Additional nurses have been deployed to the Harrison Point Isolation Facility. (FP)

The Ministry of Health and Wellness is bolstering its capacity to manage the recent spike in COVID-19 cases linked to the highly contagious Delta variant.

This includes the deployment of additional nurses to the Harrison Point Isolation Facility, a move welcomed by Nursing Officer, Glendora Seale, who has been stationed there since it was commissioned in March 2020.

Ms. Seale, who was speaking via Zoom at last evening’s press conference to update the country on Government’s COVID-19 response, said it was a remarkable and insightful move, given the serious nature of the situation.

“Recently, in terms of support systems, we’re utilizing the resources of additional nurses. These nurses are not only Bajan nurses. These nurses are Ghanaians and Cubans to work hand in hand with our local counterparts.”

She also shared a firsthand experience, pointing out that after Barbados recorded its first case of the viral illness on March 16, 2020, “those first couple months, as I remember, were very rough months because it was then that we saw our most ill patients”. According to her, most of them were young people “who were having very severe symptoms”.

Nurse Seale went on to highlight that over time, they have seen an increase in the number of COVID-19 cases in persons under the age of 60, at the facility. “A large percentage of them are symptomatic and a good set of them end up in the intensive care setting here at Harrison Point, where we give support to patients who have not only comorbidities, but they have some severe symptoms of COVID-19 and need advanced medical support.

“Right now at Harrison Point, we have a number of patients who are in the intensive care setting, which is the Primary Isolation. The average age of those persons is about 43 years old. Two of them are critically ill, and all of the others, the majority of them are all on some level of oxygen support. In terms of whether they’re vaccinated or not, I won’t be able to share that data with you,” she explained.

With regards to the nursing staff at Harrison Point, Ms. Seale said that to date “none of them have ever received a positive COVID test”. She further noted that “the percentage of nurses who are vaccinated range from 98 to 98.5 per cent”.

“We continue to soldier on. We are highly motivated and dedicated to looking after the COVID-19 patients.

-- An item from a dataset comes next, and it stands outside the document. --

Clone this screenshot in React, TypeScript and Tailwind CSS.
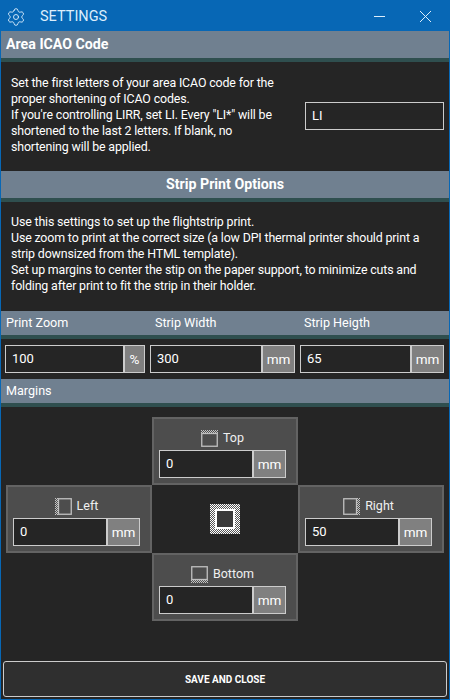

And I want the public to know out there that the vaccination is not the cure for all for COVID-19. It is one in the armory that we can use to navigate the negative outcomes of the [virus]. According to the science, those who are vaccinated most of the time in the cases provided they would not have had as a severe outcome as thouse who were unvaccinated.”         

And it was against this background that the public health nurse implored Barbadians to continue to following the established public health protocols, whether or not they had been inoculated.